## Material provided
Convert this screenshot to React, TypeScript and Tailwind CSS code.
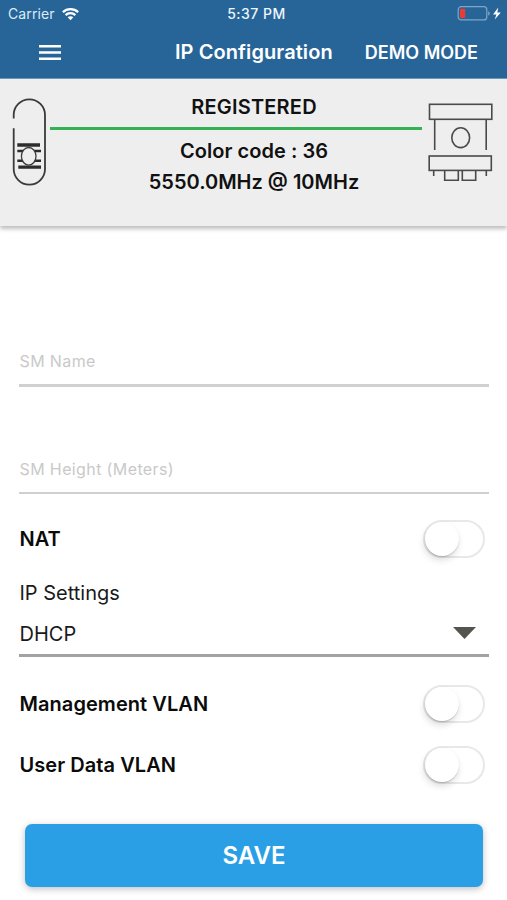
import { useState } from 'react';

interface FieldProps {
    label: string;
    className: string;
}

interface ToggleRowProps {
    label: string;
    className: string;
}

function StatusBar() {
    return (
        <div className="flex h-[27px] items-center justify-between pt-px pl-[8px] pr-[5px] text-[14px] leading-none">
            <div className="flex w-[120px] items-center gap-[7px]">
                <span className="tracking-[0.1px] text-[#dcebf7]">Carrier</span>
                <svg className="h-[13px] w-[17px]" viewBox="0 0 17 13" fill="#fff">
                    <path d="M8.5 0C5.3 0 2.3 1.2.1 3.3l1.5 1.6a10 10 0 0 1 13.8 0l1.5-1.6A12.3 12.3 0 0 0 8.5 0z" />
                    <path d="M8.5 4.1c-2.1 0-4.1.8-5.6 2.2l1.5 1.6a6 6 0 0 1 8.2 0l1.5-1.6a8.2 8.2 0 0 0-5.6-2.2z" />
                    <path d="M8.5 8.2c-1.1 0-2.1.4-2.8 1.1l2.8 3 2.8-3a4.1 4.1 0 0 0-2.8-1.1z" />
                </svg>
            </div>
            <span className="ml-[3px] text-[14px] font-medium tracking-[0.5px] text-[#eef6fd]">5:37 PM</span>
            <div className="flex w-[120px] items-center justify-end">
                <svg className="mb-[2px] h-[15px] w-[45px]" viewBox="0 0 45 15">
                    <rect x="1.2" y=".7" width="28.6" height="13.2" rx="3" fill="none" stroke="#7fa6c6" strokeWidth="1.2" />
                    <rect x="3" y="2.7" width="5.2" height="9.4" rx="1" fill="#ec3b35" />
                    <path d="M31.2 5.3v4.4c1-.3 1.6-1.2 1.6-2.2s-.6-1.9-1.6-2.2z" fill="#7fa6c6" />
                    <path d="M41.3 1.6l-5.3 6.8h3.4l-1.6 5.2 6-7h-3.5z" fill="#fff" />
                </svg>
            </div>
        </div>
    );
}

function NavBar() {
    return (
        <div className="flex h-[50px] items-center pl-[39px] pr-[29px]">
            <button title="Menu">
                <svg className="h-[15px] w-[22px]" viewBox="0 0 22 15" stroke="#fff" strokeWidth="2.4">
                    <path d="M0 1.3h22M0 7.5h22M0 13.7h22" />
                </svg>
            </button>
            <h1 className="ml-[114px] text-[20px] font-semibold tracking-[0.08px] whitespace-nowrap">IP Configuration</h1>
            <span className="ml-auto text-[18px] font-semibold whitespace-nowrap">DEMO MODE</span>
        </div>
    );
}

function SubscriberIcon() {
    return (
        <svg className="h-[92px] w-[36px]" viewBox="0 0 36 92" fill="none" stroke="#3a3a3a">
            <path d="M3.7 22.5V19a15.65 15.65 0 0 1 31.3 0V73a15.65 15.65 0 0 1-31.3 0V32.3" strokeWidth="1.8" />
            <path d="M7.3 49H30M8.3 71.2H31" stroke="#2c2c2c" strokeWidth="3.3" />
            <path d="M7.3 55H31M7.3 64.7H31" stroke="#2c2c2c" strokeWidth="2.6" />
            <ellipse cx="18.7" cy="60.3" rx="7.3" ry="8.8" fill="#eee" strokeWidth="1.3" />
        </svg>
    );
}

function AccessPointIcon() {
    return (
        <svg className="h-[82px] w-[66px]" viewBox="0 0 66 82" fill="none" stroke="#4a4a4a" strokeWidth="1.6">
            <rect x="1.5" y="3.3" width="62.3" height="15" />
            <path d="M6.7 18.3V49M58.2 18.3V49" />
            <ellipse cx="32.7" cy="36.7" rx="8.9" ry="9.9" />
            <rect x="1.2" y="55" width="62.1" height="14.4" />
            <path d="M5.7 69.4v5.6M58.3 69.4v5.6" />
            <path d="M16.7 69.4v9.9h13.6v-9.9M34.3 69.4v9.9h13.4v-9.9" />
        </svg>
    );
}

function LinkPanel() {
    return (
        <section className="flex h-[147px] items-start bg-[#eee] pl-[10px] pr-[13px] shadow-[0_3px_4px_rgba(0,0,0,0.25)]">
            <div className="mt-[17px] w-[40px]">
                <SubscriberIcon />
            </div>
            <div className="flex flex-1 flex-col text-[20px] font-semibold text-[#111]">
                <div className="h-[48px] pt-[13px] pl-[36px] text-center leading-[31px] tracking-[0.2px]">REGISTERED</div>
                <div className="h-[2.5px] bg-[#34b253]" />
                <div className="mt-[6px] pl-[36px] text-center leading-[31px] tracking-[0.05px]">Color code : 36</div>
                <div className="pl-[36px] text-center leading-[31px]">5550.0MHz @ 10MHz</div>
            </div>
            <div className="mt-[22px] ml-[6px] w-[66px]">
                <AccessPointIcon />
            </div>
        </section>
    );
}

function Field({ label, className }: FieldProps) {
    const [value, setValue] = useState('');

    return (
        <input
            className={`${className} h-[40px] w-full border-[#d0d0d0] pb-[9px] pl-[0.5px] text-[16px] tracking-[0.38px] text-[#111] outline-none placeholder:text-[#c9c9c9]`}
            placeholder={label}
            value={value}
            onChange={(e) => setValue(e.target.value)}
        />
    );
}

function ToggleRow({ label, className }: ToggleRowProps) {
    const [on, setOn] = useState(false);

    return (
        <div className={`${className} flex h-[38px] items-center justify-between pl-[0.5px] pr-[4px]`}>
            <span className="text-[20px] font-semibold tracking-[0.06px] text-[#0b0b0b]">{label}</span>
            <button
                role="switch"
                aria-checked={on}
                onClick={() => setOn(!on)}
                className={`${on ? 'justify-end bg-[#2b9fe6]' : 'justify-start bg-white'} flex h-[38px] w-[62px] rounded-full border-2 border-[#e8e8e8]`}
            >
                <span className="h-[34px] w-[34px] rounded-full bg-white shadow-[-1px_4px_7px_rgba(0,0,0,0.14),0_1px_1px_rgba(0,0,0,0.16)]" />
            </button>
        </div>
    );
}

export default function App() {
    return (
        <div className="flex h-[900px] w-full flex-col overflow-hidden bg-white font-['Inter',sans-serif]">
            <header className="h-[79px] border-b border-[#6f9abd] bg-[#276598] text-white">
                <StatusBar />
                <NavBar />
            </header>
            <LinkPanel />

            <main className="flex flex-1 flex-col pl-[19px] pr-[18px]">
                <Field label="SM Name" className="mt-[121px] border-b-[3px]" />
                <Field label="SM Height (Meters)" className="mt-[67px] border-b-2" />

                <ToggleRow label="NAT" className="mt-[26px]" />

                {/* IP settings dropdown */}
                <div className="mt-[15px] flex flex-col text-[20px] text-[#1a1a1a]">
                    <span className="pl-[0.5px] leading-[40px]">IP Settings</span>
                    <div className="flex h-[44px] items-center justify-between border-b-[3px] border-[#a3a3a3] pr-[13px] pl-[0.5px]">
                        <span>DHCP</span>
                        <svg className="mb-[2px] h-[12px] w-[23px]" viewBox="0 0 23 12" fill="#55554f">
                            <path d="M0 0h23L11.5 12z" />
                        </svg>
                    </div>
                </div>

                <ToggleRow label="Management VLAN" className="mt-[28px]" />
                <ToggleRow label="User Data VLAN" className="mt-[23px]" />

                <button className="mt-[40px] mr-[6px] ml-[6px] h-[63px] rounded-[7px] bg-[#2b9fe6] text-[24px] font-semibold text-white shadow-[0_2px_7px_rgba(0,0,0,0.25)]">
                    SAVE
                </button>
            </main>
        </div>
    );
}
==
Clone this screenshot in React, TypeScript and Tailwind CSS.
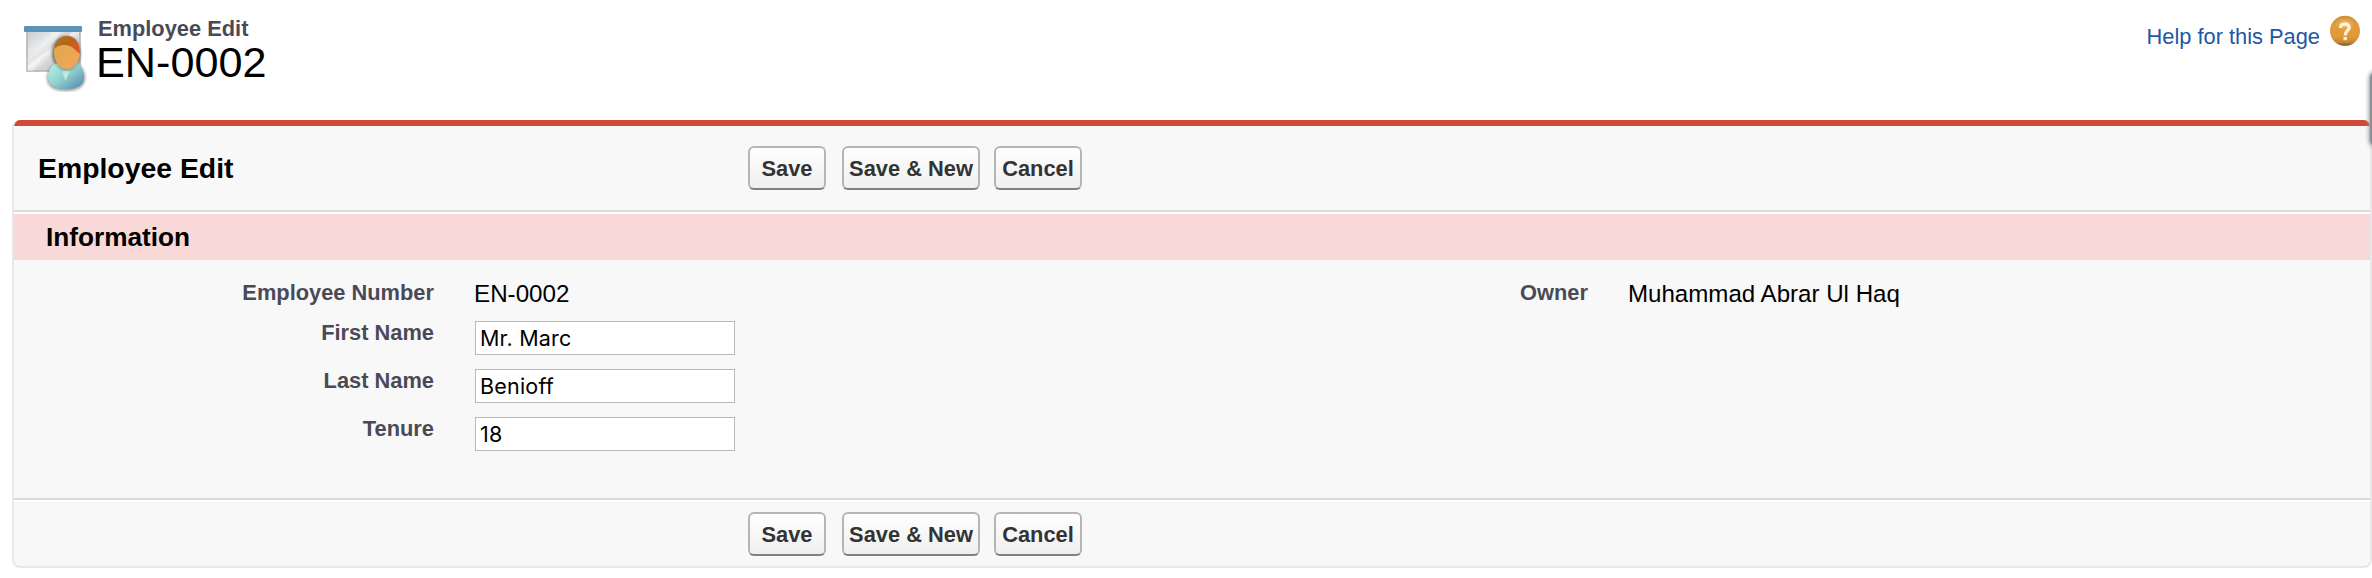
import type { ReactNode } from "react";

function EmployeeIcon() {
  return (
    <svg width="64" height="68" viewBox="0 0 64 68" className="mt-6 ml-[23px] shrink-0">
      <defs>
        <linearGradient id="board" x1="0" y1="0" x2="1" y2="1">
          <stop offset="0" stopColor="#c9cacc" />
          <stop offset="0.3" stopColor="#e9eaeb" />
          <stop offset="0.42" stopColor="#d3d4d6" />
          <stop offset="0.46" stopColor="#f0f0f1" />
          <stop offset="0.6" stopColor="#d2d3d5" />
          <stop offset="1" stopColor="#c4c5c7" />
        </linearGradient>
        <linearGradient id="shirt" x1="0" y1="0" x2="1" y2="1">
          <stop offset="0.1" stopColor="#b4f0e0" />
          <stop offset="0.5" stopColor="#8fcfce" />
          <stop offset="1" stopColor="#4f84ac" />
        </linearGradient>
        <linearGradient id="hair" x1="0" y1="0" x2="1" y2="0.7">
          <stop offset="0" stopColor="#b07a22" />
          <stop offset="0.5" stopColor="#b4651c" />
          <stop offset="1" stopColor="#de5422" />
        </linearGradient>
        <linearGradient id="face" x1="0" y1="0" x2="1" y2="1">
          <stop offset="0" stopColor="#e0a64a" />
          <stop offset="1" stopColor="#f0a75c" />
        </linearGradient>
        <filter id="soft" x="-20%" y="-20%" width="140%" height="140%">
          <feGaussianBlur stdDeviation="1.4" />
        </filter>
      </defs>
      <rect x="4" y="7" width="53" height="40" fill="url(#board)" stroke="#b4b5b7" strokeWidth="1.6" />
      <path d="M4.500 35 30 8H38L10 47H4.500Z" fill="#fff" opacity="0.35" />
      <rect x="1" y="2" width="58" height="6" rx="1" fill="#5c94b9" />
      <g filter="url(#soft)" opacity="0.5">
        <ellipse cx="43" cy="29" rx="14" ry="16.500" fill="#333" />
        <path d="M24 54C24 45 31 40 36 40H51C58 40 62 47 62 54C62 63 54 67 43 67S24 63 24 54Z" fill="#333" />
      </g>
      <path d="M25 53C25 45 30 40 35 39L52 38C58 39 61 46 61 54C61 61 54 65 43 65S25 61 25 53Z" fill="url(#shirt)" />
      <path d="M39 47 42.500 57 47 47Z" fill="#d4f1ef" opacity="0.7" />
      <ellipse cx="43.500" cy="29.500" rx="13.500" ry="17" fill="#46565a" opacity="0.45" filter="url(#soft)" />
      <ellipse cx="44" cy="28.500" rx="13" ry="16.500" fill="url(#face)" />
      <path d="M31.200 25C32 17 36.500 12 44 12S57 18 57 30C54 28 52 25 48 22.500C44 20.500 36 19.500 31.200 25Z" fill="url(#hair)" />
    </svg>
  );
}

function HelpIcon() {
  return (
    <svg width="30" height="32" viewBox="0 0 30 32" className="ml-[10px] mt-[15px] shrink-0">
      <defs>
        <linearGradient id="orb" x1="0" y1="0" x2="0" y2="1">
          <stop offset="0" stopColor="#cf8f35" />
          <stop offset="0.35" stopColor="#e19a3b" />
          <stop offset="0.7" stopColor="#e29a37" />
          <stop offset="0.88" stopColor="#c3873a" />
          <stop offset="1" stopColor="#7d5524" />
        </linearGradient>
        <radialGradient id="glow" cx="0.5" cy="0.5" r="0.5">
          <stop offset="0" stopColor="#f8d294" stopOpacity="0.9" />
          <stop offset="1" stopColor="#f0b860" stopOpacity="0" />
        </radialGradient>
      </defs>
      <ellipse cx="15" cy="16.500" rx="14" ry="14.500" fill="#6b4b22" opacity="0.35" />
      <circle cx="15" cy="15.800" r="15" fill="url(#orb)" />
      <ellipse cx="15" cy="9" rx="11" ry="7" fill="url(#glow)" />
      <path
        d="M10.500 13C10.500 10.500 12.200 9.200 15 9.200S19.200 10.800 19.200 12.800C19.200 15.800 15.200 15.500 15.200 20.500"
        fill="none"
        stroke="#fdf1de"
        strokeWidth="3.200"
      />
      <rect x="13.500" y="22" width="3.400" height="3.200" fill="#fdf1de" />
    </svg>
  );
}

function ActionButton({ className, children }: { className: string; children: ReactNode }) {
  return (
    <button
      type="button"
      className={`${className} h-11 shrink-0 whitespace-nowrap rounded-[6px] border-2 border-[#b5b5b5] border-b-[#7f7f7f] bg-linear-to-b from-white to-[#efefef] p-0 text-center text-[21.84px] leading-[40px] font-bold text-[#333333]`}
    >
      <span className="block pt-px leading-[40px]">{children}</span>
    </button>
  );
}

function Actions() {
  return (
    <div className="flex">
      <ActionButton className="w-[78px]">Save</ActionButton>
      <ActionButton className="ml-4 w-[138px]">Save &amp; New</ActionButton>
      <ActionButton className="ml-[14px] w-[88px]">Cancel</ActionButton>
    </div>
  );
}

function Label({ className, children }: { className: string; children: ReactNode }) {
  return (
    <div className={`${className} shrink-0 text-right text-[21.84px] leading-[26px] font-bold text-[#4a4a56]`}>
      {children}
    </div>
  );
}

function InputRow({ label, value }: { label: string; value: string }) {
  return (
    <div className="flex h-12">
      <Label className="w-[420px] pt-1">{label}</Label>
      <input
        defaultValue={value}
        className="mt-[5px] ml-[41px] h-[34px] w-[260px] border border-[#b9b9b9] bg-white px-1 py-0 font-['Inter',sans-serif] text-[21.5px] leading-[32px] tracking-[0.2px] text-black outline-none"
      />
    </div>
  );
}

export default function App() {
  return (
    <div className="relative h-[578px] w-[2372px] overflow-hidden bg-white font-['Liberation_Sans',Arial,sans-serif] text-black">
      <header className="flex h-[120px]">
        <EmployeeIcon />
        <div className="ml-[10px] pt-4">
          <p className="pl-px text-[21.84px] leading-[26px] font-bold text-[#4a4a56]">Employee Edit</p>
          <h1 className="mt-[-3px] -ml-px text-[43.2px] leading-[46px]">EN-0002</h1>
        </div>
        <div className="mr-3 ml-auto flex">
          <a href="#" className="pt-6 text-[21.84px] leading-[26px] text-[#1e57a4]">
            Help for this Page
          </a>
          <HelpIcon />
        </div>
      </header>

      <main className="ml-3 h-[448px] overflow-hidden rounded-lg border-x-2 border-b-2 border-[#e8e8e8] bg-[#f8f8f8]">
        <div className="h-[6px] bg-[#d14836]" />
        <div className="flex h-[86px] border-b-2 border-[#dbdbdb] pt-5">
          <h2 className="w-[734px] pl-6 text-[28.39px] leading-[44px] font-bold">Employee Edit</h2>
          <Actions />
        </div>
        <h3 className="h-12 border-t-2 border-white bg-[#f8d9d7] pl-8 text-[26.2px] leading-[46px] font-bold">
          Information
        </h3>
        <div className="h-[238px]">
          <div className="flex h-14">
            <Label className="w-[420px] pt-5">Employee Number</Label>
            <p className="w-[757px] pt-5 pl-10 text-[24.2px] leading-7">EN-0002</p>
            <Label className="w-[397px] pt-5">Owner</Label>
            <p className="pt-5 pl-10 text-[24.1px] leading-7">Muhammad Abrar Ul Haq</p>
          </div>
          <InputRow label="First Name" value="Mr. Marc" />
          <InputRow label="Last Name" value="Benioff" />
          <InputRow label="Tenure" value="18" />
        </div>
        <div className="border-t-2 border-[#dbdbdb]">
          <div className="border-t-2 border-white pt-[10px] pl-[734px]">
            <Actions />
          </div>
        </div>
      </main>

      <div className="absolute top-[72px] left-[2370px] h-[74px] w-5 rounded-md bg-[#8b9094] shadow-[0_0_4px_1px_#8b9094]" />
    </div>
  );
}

## What you have to do
Write only the number of lines in the data above that include "code".

## Worked solution
2